According to Gregory Papanikos, director of the Athens Institute for Education and Research, a think tank, the Greek capital could see an extra 450,000 tourists a year until 2011, injecting €600m into the economy annually. But that’s the best case, and Papanikos isn’t sure the reality will be so rosy for most Athenians. “Alternative uses of these funds would have had greater impact on the social and economic welfare of citizens,” he contends.
Still, “Athens was in desperate need of infrastructure,” says Baade of Lake Forest College. “Maybe that will give it a boost that differentiates it from the experience that we’ve seen in many past Olympic host cities.”
Balance Beam
There is one peculiarity of Olympic finance that Athoc’s finance team will definitely not want to take with them to future jobs. The committee, naturally, tries to avoid losses, but also profits. Since a large chunk of any excess revenue over expenditure achieved by an organising committee must be given to the International Olympic Committee (IOC), “organising committees have become smart enough to invest any surpluses and keep it in their city,” explains Holger Preuss, professor of sport economy and management at Johannes Gutenberg University in Mainz, Germany.
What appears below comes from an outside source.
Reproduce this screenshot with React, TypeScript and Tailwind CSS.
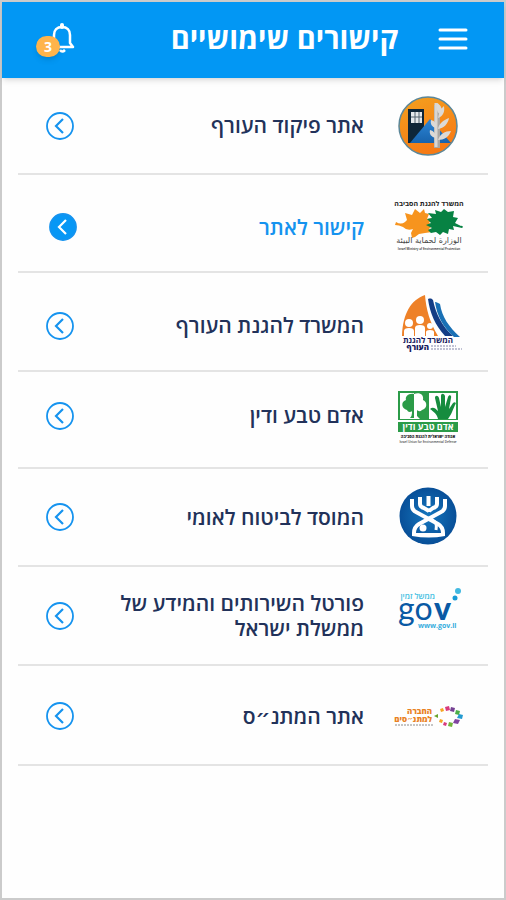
import type { ReactNode } from 'react';

interface LinkItem {
  label: string;
  logo: ReactNode;
  layout: string;
  active?: boolean;
}

const SVG_FONT = '"Open Sans", "DejaVu Sans", sans-serif';

function HomeFrontLogo() {
  return (
    <svg viewBox="0 0 70 60" className="h-[60px] w-[70px]" aria-hidden="true">
      <defs>
        <linearGradient id="homeFrontSun" x1="0" y1="0" x2="0.4" y2="1">
          <stop offset="0" stopColor="#f3a11f" />
          <stop offset="1" stopColor="#f77a14" />
        </linearGradient>
        <linearGradient id="homeFrontHill" x1="0" y1="0" x2="0" y2="1">
          <stop offset="0" stopColor="#2c86d8" />
          <stop offset="1" stopColor="#1863ac" />
        </linearGradient>
      </defs>
      <circle cx="34" cy="30" r="29" fill="url(#homeFrontSun)" stroke="#5b8799" strokeWidth="1.5" />
      <path d="M14 13h16v20L17 47h-3z" fill="#0e2638" />
      <path d="M16 47 36 23l21 24z" fill="url(#homeFrontHill)" />
      <path d="M17 16h11v11H17z" fill="#e4e9ec" />
      <path d="M21 16v11M25 16v11M17 21h11" stroke="#53636f" strokeWidth="1" />
      <path d="M43 9v43" stroke="#a9a6a2" strokeWidth="6" />
      <path d="M42 7v44" stroke="#d9d6d2" strokeWidth="3" />
      <path d="M43 7c4 2 6 6 4 12-4-2-5-7-4-12zM44 22c1-6 3-10 6-12 1 6-1 10-6 12zM44 33c1-6 6-9 11-11-1 6-5 10-11 11zM44 44c2-6 7-9 13-9-2 6-7 9-13 9zM42 32c-4-1-6-4-5-8 4 1 6 4 5 8zM42 42c-5-1-7-4-6-8 4 1 6 4 6 8z" fill="#dcd9d5" />
    </svg>
  );
}

function EnvironmentLogo() {
  return (
    <svg viewBox="0 0 70 54" className="h-[54px] w-[70px]" aria-hidden="true" direction="rtl" fontFamily={SVG_FONT}>
      <text x="35" y="6" textAnchor="middle" fontSize="7" fontWeight="700" fill="#222">המשרד להגנת הסביבה</text>
      <path d="M2 22q5 3 9 0l2-2-2-7 7 2 3-6 5 4 4-4 1 4 4 1-2 5 6-1-4 5 4 2-4 4 3 3-7 1-6 1-4 3-3 1-1-5 2-4q-6 2-10-2-4-2-8-2z" fill="#f7941e" />
      <path d="m34 13 8 1-1-4 6 2 3-3 4 3 6-1-1 6 5 1-3 5 6 3q1-1 2 1l-1 1-9-2 1 4-5-1-1 5-5-2-3 3-4-3-5 1-3-3 4-2-6-3 5-2-4-4 5-1z" fill="#078243" />
      <text x="35" y="43" textAnchor="middle" fontSize="8" fontFamily='"DejaVu Sans", sans-serif' fill="#444">الوزارة لحماية البيئة</text>
      <text x="35" y="50" textAnchor="middle" direction="ltr" fontSize="3" fontWeight="600" fill="#222">Israel Ministry of Environmental Protection</text>
    </svg>
  );
}

function DefenseLogo() {
  return (
    <svg viewBox="0 0 70 62" className="h-[62px] w-[70px]" aria-hidden="true" direction="rtl" fontFamily={SVG_FONT}>
      <path d="M8 41C9 18 17 5 31 0c1 14 5 28 13 41z" fill="#ee8128" />
      <g fill="#fff">
        <circle cx="15" cy="28" r="4" />
        <circle cx="26" cy="25" r="4" />
        <circle cx="36" cy="31" r="3" />
        <path d="M10 41v-5q0-3 5-3t5 3v5zM21 41v-8q0-3 5-3t5 3v8zM32 41v-4q0-2 4-2t4 2v4z" />
      </g>
      <path d="M34 4c3-1 4 0 5 1 3 14 9 26 20 36h-8C41 30 36 18 34 4z" fill="#143d85" />
      <path d="M41 7c2 0 3 1 5 2 2 13 9 23 20 33h-6C49 32 43 21 41 7z" fill="#1970b5" />
      <text x="59" y="48" fontSize="8" fontWeight="700" fill="#171b60">המשרד להגנת</text>
      <text x="35" y="55" fontSize="8" fontWeight="800" fill="#171b60">העורף</text>
      <path d="M37 51h25M37 54h31" stroke="#8386aa" strokeWidth="1" strokeDasharray="2 1" />
    </svg>
  );
}

function NatureLogo() {
  return (
    <svg viewBox="0 0 70 58" className="h-[58px] w-[70px]" aria-hidden="true" direction="rtl" fontFamily={SVG_FONT}>
      <path d="M4 4h60v41H4z" fill="#2b9b48" />
      <path d="M6 6h14v26H6zM35 6h27v26H35z" fill="#fff" />
      <path d="M20 7c-6-1-9 3-8 6-6 2-4 9 1 10 1 3 5 2 7 0z" fill="#2b9b48" />
      <path d="M18 22h2v9h-4q2-2 2-5z" fill="#2b9b48" />
      <path d="M20 7c6-2 10 1 9 6 5 2 4 9-1 10-2 2-4 1-5 0v6l3 3h-6z" fill="#fff" />
      <path d="M44 32c-1-5-4-7-8-10 3-3 6 0 8 2l-3-13c0-3 3-3 4 0l2 9 0-11c0-3 3-3 4 0l0 11 3-10c1-3 4-2 3 1l-2 11 4-6c2-2 4 0 2 2-3 7-4 10-7 14z" fill="#168c3e" />
      <path d="M4 34h60" stroke="#fff" strokeWidth="2" />
      <text x="34" y="43" textAnchor="middle" fontSize="9" fontWeight="700" fill="#fff">אדם טבע ודין</text>
      <text x="34" y="51" textAnchor="middle" fontSize="4" fontWeight="800" fill="#222">אגודה ישראלית להגנת הסביבה</text>
      <text x="34" y="56" textAnchor="middle" direction="ltr" fontSize="3" fontWeight="600" fill="#444">Israel Union for Environmental Defense</text>
    </svg>
  );
}

function InsuranceLogo() {
  return (
    <svg viewBox="0 0 70 60" className="h-[60px] w-[70px]" aria-hidden="true">
      <defs>
        <radialGradient id="insuranceDisc">
          <stop offset="0" stopColor="#1577be" />
          <stop offset="1" stopColor="#084f98" />
        </radialGradient>
      </defs>
      <circle cx="34" cy="29" r="28.500" fill="url(#insuranceDisc)" />
      <g fill="none" stroke="#fff" strokeWidth="4">
        <path d="M18 12v7q0 4 4 6l22 12q5 3 5 9" />
        <path d="M51 12v7q0 4-4 6L25 37q-5 3-5 9" />
        <path d="M26 10v7q0 3 4 4l5 3M43 10v7q0 3-4 4l-4 3M34.500 9v10" />
        <path d="m37 32 4 3q2 2 1 8" strokeWidth="3" />
      </g>
      <circle cx="29" cy="41" r="3.500" fill="#fff" />
      <path d="M18 46h33v3q-16 3-33 0z" fill="#fff" />
    </svg>
  );
}

function GovLogo() {
  return (
    <svg viewBox="0 0 70 56" className="h-14 w-[70px]" aria-hidden="true" direction="rtl" fontFamily={SVG_FONT}>
      <text x="41" y="11" fontSize="8" fontWeight="600" fill="#44bfe2">ממשל זמין</text>
      <g direction="ltr" fill="#0959a4" fontSize="32" fontFamily="Lato, sans-serif">
        <text x="4" y="32" fontWeight="400">go</text>
        <text x="40" y="32" fontWeight="900">v</text>
      </g>
      <text x="24" y="40" direction="ltr" fontSize="7" fontWeight="700" fill="#35addd">www.gov.il</text>
      <circle cx="61" cy="10" r="2.500" fill="#179bd7" />
      <circle cx="64" cy="3" r="3" fill="#42b9e1" />
    </svg>
  );
}

function CommunityLogo() {
  return (
    <svg viewBox="0 0 70 24" className="h-6 w-[70px]" aria-hidden="true" direction="rtl" fontFamily={SVG_FONT}>
      <text x="38" y="10" fontSize="8" fontWeight="800" fill="#e98224">החברה</text>
      <text x="38" y="18" fontSize="8" fontWeight="800" fill="#e98224">למתנ״סים</text>
      <path d="M1 21h38" stroke="#8c8c8c" strokeWidth="1" strokeDasharray="2 1" />
      <path d="m40 12 4-2v4z" fill="#69a42c" />
      <path d="m46 5 3-1 1 3-3 1z" fill="#f5a623" />
      <path d="m51 3 4-1 1 4-4 1z" fill="#d83a7d" />
      <path d="m57 3 4 1-1 4-4-1z" fill="#754193" />
      <path d="m62 6 4 1-1 4-4-1z" fill="#4cad48" />
      <path d="m65 10 4 1-1 4-5-1z" fill="#249bd1" />
      <path d="m61 15 5 1-2 4-5-1z" fill="#8044a0" />
      <path d="m55 18 4 1-1 4-4-1z" fill="#73b63c" />
      <path d="m50 18 3 1-1 3-3-1z" fill="#d83a7d" />
      <path d="m46 15 3 1-1 3-3-1z" fill="#f5a623" />
    </svg>
  );
}

const links: LinkItem[] = [
  { label: 'אתר פיקוד העורף', logo: <HomeFrontLogo />, layout: 'h-[95px]' },
  { label: 'קישור לאתר', logo: <EnvironmentLogo />, layout: 'h-24 pt-2', active: true },
  { label: 'המשרד להגנת העורף', logo: <DefenseLogo />, layout: 'h-[97px] pt-2' },
  { label: 'אדם טבע ודין', logo: <NatureLogo />, layout: 'h-[95px] pb-2' },
  { label: 'המוסד לביטוח לאומי', logo: <InsuranceLogo />, layout: 'h-24' },
  { label: 'פורטל השירותים והמידע של ממשלת ישראל', logo: <GovLogo />, layout: 'h-[97px]' },
  { label: 'אתר המתנ״ס', logo: <CommunityLogo />, layout: 'h-[98px] pt-0.5' },
];

function ArrowIcon({ active }: { active?: boolean }) {
  return (
    <svg viewBox="0 0 28 28" className="size-7 shrink-0" fill="none" aria-hidden="true">
      <circle cx="14" cy="14" r="13" fill={active ? '#0797f5' : 'none'} stroke="#1593ef" strokeWidth="1.800" />
      <path d="m17 7-7 7 7 7" stroke={active ? '#fff' : '#1593ef'} strokeWidth="2.200" />
    </svg>
  );
}

function Header() {
  return (
    <header className="flex h-[76px] items-center bg-[#0297f4] pr-9 pb-1 pl-11 text-white shadow-md">
      <button type="button" aria-label="תפריט">
        <svg viewBox="0 0 30 24" className="h-6 w-[30px]" stroke="currentColor" strokeWidth="3" strokeLinecap="round" aria-hidden="true">
          <path d="M2 4h26M2 13h26M2 22h26" />
        </svg>
      </button>
      <h1 className="mr-10 text-[29px] leading-9 font-bold">קישורים שימושיים</h1>
      <button type="button" aria-label="התראות" className="relative mr-auto">
        <svg viewBox="0 0 30 32" className="h-8 w-[30px]" fill="none" stroke="currentColor" strokeWidth="2.500" aria-hidden="true">
          <path d="M3 25h24l-3-4v-8c0-5-3-8-8-8s-8 3-8 8v8l-4 4" strokeLinejoin="round" />
          <path d="M16 5V3" strokeWidth="4" strokeLinecap="round" />
          <path d="M14 28q2 3 5 0" />
        </svg>
        <span className="absolute top-3.5 right-4 flex h-[21px] w-6 items-center justify-center rounded-full bg-[#ffb44b] text-sm font-bold shadow-md">3</span>
      </button>
    </header>
  );
}

export default function App() {
  return (
    <div dir="rtl" lang="he" className="min-h-screen border-2 border-[#cbcbcb] bg-[#fefefe] font-['Open_Sans','DejaVu_Sans',sans-serif]">
      <Header />
      <main className="px-4">
        <ul>
          {links.map((link) => (
            <li key={link.label} className="border-b-2 border-[#e4e4e4]">
              <a href="#" className={`flex items-center pr-6 ${link.active ? 'pl-[31px] text-[#1593ef]' : 'pl-7 text-[#22325a]'} ${link.layout}`}>
                <span className="flex w-[70px] shrink-0 justify-center">{link.logo}</span>
                <span className="mr-[30px] max-w-[260px] text-[21px] leading-[25px] font-semibold">{link.label}</span>
                <span className="mr-auto"><ArrowIcon active={link.active} /></span>
              </a>
            </li>
          ))}
        </ul>
      </main>
    </div>
  );
}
After the 1988 Seoul organising committee outdid the 1984 Los Angeles games, making a huge profit, explains Preuss, the IOC came calling and the Koreans backtracked, shuffling the books so that the financial outcome wasn’t quite so impressive.
Subsequent organising committees have kept their final balances as close to zero as possible, though on a strictly operating basis they have all made profits equal to hundreds of millions of euros. This is usually done via “legacy contributions” to national sports federations or “overlays,” the beautification projects that spruce up a city and make it user-friendly for athletes and visitors.